The particular stars I like, RR Lyraes that demonstrate multiple periods or period modulations, have light curves that are built out of a combination of beating pulsations of light. These are visible as changes in the brightness of the star with time (see graphic above). Just like a single cavity (for instance, a soda bottle or trumpet) can resonate with multiple sounds, a star can also resonate with multiple pulsation periods. Determining the pitches of a sound is as simple as using a microphone and oscilloscope to record enough data to do a mathematical analysis (called a Fourier analysis for those who wanted to know). Taking data just requires the pitch to be held for a couple of cycles, which is usually no big deal even for a 4th grader with their first flute. Stars are a bit more complicated however.

In studying pulsating variable from Earth, we have to combat to major evils, both with the same source. These evils are commonly referred to as Daylight and Solar Conjunction, and they are caused by the Sun. When a star is in season – when it is up at night – the Earth’s rotation has this nasty habit of carrying observers and their telescopes out of view of stars. Every time the star sets and the Sun rises, there is a gap in the data. This can somewhat be overcome by handing stars off from one observer to another scattered around the globe; from Turkey, to Italy, to the East Coast, to the West Coast, as the world turns new telescope take aim at the target of choice. But this technique only works when the star is up at night.

As the Earth travels around the Sun, stars also ake turns hiding behind the Sun and getting washed away by the day. Today Orion is getting ready to rise with Sol, and in 6 months the Summer Triangle will play peak-a-boo with the day (if you know where to look you can find Vega in the winter daytime sky with binoculars).

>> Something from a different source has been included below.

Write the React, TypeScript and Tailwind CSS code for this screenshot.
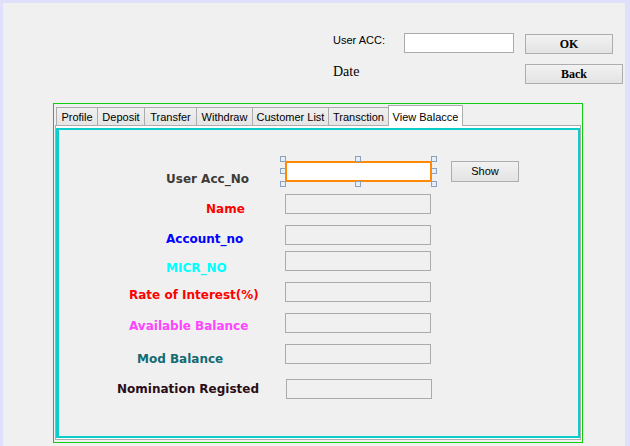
import React from "react";

const tabs = [
  { name: "Profile", w: 42 },
  { name: "Deposit", w: 48 },
  { name: "Transfer", w: 53 },
  { name: "Withdraw", w: 57 },
  { name: "Customer List", w: 77 },
  { name: "Transction", w: 61 },
];

const rows = [
  { label: "User Acc_No", color: "text-[#3d3a36]", pl: "pl-[107px]", lt: "mt-[10px]", h: "h-[33px]", active: true },
  { label: "Name", color: "text-[#ff0000]", pl: "pl-[147px]", lt: "mt-[7px]", h: "h-[31px]" },
  { label: "Account_no", color: "text-[#0000ff]", pl: "pl-[107px]", lt: "mt-[6px]", h: "h-[26px]" },
  { label: "MICR_NO", color: "text-[#00ffff]", pl: "pl-[107px]", lt: "mt-[9px]", h: "h-[31px]" },
  { label: "Rate of Interest(%)", color: "text-[#ff0000]", pl: "pl-[70px]", lt: "mt-[5px]", h: "h-[31px]" },
  { label: "Available Balance", color: "text-[#ff44ff]", pl: "pl-[70px]", lt: "mt-[5px]", h: "h-[31px]" },
  { label: "Mod Balance", color: "text-[#126b73]", pl: "pl-[78px]", lt: "mt-[7px]", h: "h-[35px]" },
  { label: "Nomination Registed", color: "text-[#2b0d18]", pl: "pl-[58px]", lt: "mt-[2px]", h: "h-[21px]", shift: true },
];

function Handle({ className }: { className: string }) {
  return <span className={`absolute w-[6px] h-[6px] border border-[#8aa2c0] bg-[#e8eef6] ${className}`} />;
}

export default function App() {
  return (
    <div className="w-[630px] h-[446px] bg-[#e0e0fc] pl-[3px] pt-[3px] pr-[5px] overflow-hidden">
      <div className="h-full bg-[#f0f0f0] flex flex-col font-['Liberation_Sans',Arial,sans-serif] text-[11px] text-black">
        {/* header */}
        <div className="flex items-start ml-[330px] mt-[30px]">
          <span className="w-[71px] mt-[1px] leading-[13px]">User ACC:</span>
          <div className="w-[110px] h-[20px] bg-white border border-[#ababab]" />
          <button className="ml-[11px] mt-[1px] w-[88px] h-[20px] border border-[#adadad] bg-gradient-to-b from-[#f2f2f2] to-[#e3e3e3] font-['Liberation_Serif',serif] font-bold text-[12px] leading-none">
            OK
          </button>
        </div>
        <div className="flex items-start ml-[330px] mt-[10px]">
          <span className="w-[192px] font-['Liberation_Serif',serif] text-[14px] leading-[15px]">Date</span>
          <button className="w-[98px] h-[20px] border border-[#adadad] bg-gradient-to-b from-[#f2f2f2] to-[#e3e3e3] font-['Liberation_Serif',serif] font-bold text-[12px] leading-none">
            Back
          </button>
        </div>

        {/* green container */}
        <div className="ml-[50px] mt-[19px] w-[530px] h-[340px] border border-[#10cc10] pt-[1px] pl-[1px]">
          {/* tab strip */}
          <div className="flex items-end h-[20px] pl-[1px]">
            {tabs.map((t, i) => (
              <div
                key={t.name}
                style={{ width: t.w }}
                className={`h-[18px] flex items-center justify-center pt-[1px] border border-b-0 border-[#acacac] bg-gradient-to-b from-[#f0f0f0] to-[#e5e5e5] ${i > 0 ? "-ml-px" : ""}`}
              >
                {t.name}
              </div>
            ))}
            <div className="-ml-px w-[75px] h-[21px] -mb-px relative z-10 flex items-start justify-center pt-[3px] border border-b-0 border-[#acacac] bg-white">
              View Balacce
            </div>
          </div>

          {/* tab body */}
          <div className="w-[526px] h-[315px] border border-[#acacac] bg-white pt-[2px] pb-[1px]">
            <div className="h-full border-2 border-l-[3px] border-[#0ccccc] bg-[#f0f0f0] pt-[31px] flex flex-col font-['DejaVu_Sans',sans-serif] font-bold text-[12px] leading-[16px]">
              {rows.map((r) => (
                <div key={r.label} className={`flex items-start shrink-0 ${r.h}`}>
                  <div className={`w-[226px] ${r.pl}`}>
                    <span className={`block ${r.lt} ${r.color}`}>{r.label}</span>
                  </div>
                  {r.active ? (
                    <>
                      <div className="relative w-[147px] h-[21px] bg-white border-2 border-solid border-orange-400">
                        <Handle className="-left-[7px] -top-[7px]" />
                        <Handle className="left-[68px] -top-[7px]" />
                        <Handle className="-right-[7px] -top-[7px]" />
                        <Handle className="-left-[7px] top-[5px]" />
                        <Handle className="-right-[7px] top-[5px]" />
                        <Handle className="-left-[7px] -bottom-[7px]" />
                        <Handle className="left-[68px] -bottom-[7px]" />
                        <Handle className="-right-[7px] -bottom-[7px]" />
                      </div>
                      <button className="ml-[19px] w-[68px] h-[21px] border border-[#adadad] bg-gradient-to-b from-[#f2f2f2] to-[#e3e3e3] font-['Liberation_Sans',Arial,sans-serif] font-normal text-[11px] leading-none text-black">
                        Show
                      </button>
                    </>
                  ) : (
                    <div className={`w-[146px] h-[20px] border border-[#ababab] bg-[#f0f0f0] ${r.shift ? "ml-[1px]" : ""}`} />
                  )}
                </div>
              ))}
            </div>
          </div>
        </div>
      </div>
    </div>
  );
}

When a variable disappears behind the Sun, going in and out of conjunction, we get gaps in our data. When there isn’t an observer somewhere on the Earth to hand the star off to when it is up at night, we again get gaps in our data. This means that the pretty pulsation cycle of a star may go mostly unobserved, and to understand what is going on I have to correctly extrapolate between points, and fold my data to find the overlaps between cycles. For any given star in any given season, there is only one right answer, and finding it is, to my mind, just like solving a puzzle.

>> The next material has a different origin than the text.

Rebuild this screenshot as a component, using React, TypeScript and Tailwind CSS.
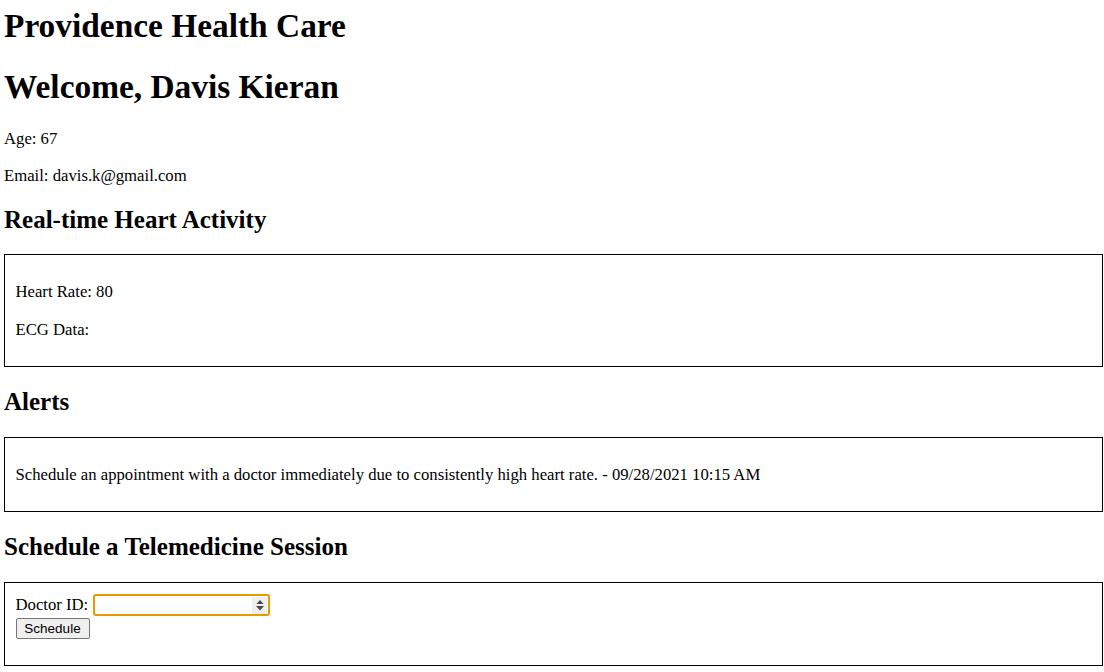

A really hard, requiring software and mathematics, puzzle.

I can’t be the only one in the world who enjoys variable star astronomy. The American Association of Variable Star Observers is dedicated to studying variable stars in all their forms. The literature survey I’m working on as I write a new paper has a handful of papers being published each year just on the Blazhko effect, and dozens coming out on different RR Lyraes. There aren’t a lot of folks working on these little stars. But they are out there, plugging away.

Not all research has the potential to lead to a Nobel Prize. Sometimes it’s enough to solve puzzles, and to simply answer the question – What is this star doing this season?